Professor Alison Goodrum is responsible for leading and managing research at NUA. This includes: the implementation of the University’s research strategy; the Chairing of the University’s Research Committee (RC) and Research Degrees Committees (RDC); the co-ordination of NUA’s postgraduate research provision; the delivery of the University’s submission to the Research Excellence Framework (REF) and the mentoring of academic colleagues. In her role, Professor Goodrum also pursues a programme of personal research relating to her subject expertise in fashion theory and dress history.

Research & Practice

Having trained initially as a cultural geographer, my approach to the study of clothing is interdisciplinary and borrows from dress history, fashion theory, anthropology and sociology. I earned my PhD on constructing – and constructions of – ‘Britishness’ in/through contemporary fashion in 2001, and my book, The National Fabric (Bloomsbury, 2005), elaborates and extends that work.
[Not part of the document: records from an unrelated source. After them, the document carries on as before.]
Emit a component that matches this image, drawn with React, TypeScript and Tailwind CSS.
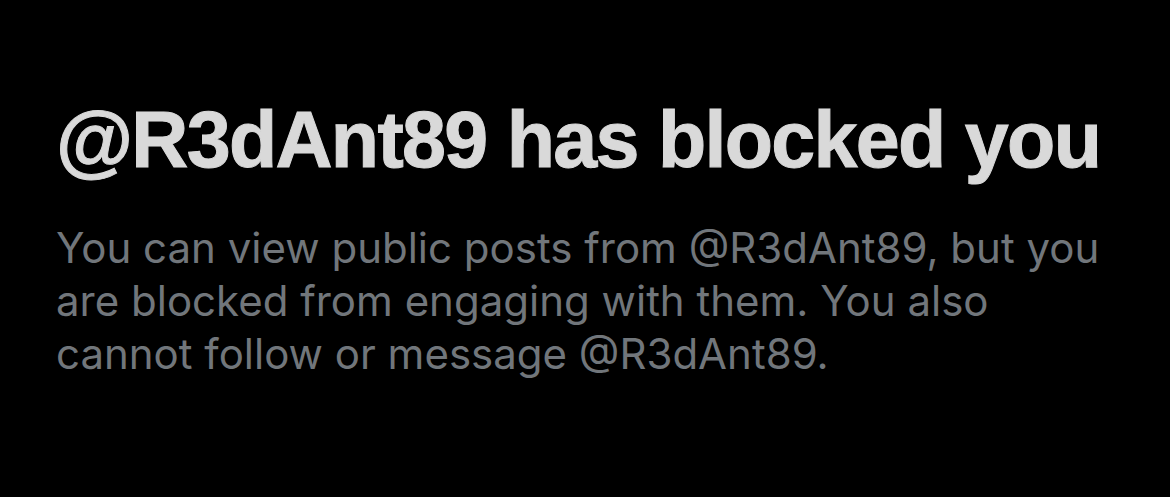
export default function App() {
  return (
    <div className="flex h-[497px] w-[1170px] flex-col overflow-hidden bg-black pl-[56px] pt-[100px]">
      <h1 className="whitespace-nowrap font-['Liberation_Sans',Arial,sans-serif] text-[79px] font-bold leading-none tracking-[-1.7px] text-[#d9d9d9] [-webkit-text-stroke:1px_#d9d9d9]">
        @R3dAnt89 has blocked you
      </h1>
      <p className="mt-[42px] font-['Inter','Noto_Sans',sans-serif] text-[42px] leading-[53px] text-[#71767b]">
        You can view public posts from @R3dAnt89, but you
        <br />
        are blocked from engaging with them. You also
        <br />
        cannot follow or message @R3dAnt89.
      </p>
    </div>
  )
}
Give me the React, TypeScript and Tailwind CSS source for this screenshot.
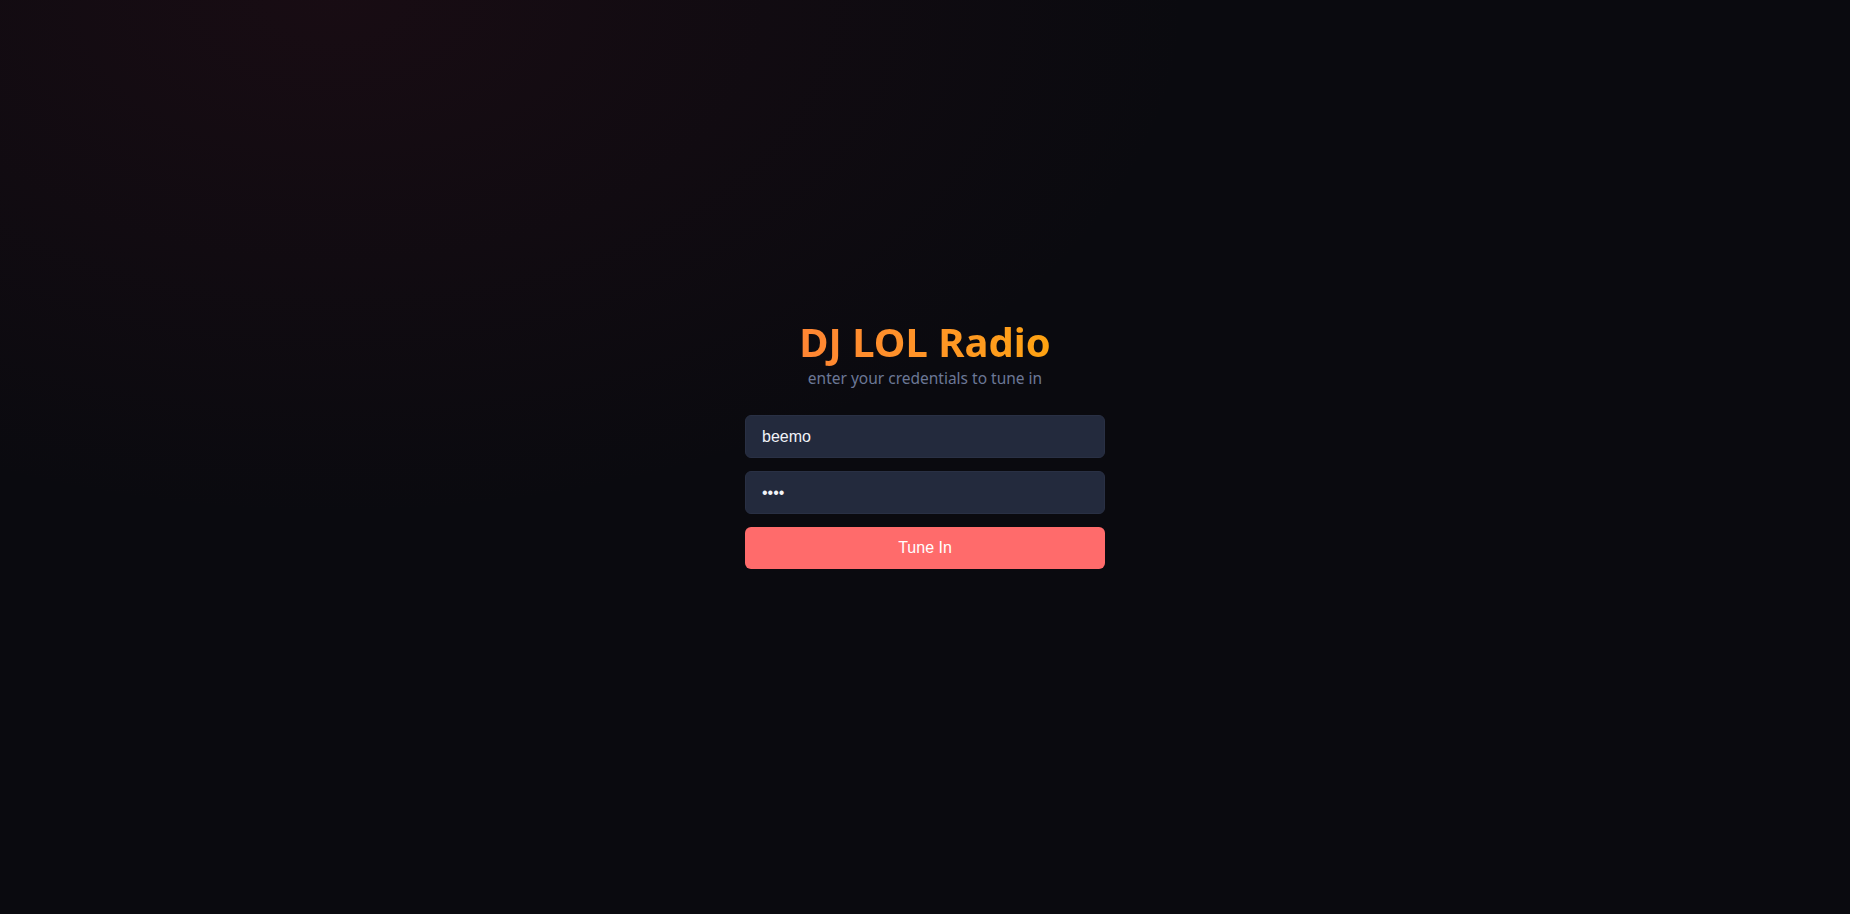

Latterly, I have developed my interest in rural clothing, both past and present. I have carried out ethnographic research projects on contemporary rural lifestyle, examining the uses of the past by ‘heritage brands’ and their associated style tribes. I have also carried out archive projects that consider the history of rural clothing and, in particular, equestrian dress and its related material and visual culture. Most of my archive work has drawn on Collections in the USA with a focus on the Interwar period, American sportswear, vacation dress and the designer Elizabeth Hawes (1903-1971). This has been supported through a number of funded visits and fellowships, including: a Viva Foundation Fellowship at the Autry Center, Los Angeles; John H Daniels Fellowship at the National Sporting Museum, Virginia; Visiting Fellowship, Bard Graduate Center, New York. See: ‘Blogs On Togs: Dress History Research in an Overseas Archive’

I have side interests in hat-pins, millinery, rosettes and badges, as well as stains, smells and signs of wear, tear and decay.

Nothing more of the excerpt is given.